The Tobacco Control Act (TCA) prohibits the tobacco industry from being part of any tobacco control policy formulation and implementation process. The law also prohibits the government from accepting any tobacco industry-sponsored activities. The TCA establishes a tobacco control advisory and regulatory body known as the tobacco control committee whose membership excludes the tobacco industry. Members of this committee are explicitly prohibited from having any affiliation with the tobacco industry or any entity furthering its interests.
In January 2017, the Ministry of Trade and Cooperatives (MoTC) provided sponsorship licenses to six tobacco companies and pledged their support in launching the 2017 tobacco season. The Ministry of Health immediately objected to this endorsement and sent a legal notice reminding the MoTC that this endorsement is a violation of the TCA.
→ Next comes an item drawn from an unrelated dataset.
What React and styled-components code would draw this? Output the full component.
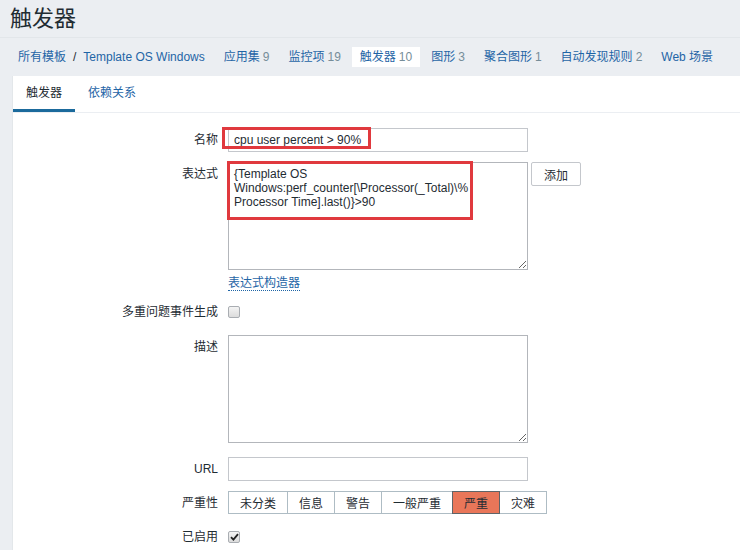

The TCA prohibits government officials from endorsing tobacco-related CSR activities. Despite this act, during 2017-18 the Ugandan government took a contrary position during the international meeting of the governing board of the International Labor Organization (ILO). When the ILO reviewed their collaboration with the tobacco industry through their public-private partnership program and discussed whether to end the collaboration, the Ugandan government spoke on behalf of the African region expressing the need to continue the collaboration with the tobacco industry and accept its sponsored CSR activities.
When amending the Excise Duty Act in 2017, the government gave preferential treatment to locally manufactured tobacco products over all imported tobacco products. This was in contravention of the TCA. International travelers are allowed to bring 200 cigarettes or 50 cigars duty free into the country.
The TCA limits interaction with the tobacco industry to only when strictly necessary.
In October 2018, the Speaker of Parliament (Hon. Kadaga Rebecca) officiated the opening of a new tobacco factory in Masese, Jinja, where she committed to amend the TCA to accommodate the tobacco industry’s concerns as investors.
The TCA includes a provision on transparency in instances where interactions with the industry are strictly necessary.
There is no publicly available evidence of any senior officer who joined the tobacco industry upon retirement. However, there is an instance of a former government official who had ties with the tobacco industry when BAT sued the government.
The provision of the TCA sets out good preventive measures to be implemented. All nominated members of the Tobacco Control Committee signed a declaration of interest form before being appointed. A code of conduct exits and is only for the internal use of the committee.
The government has put in place a policy to disallow the acceptance of all forms of contributions or gifts from the tobacco industry.
The TCA and the sixth schedule require the tobacco industry to periodically submit information.
There is a draft tobacco control communication plan to raise awareness on tobacco control issues.
- There is a need to create awareness on the provisions of the TCA and ensure all departments are aware of its limits when interacting with the tobacco industry.
- Diplomatic missions must be made aware of the TCA so that the law is applied to officials overseas and those who represent the country at international meetings.
- Duty free sale of cigarettes, cigars and tobacco for international travelers should be halted.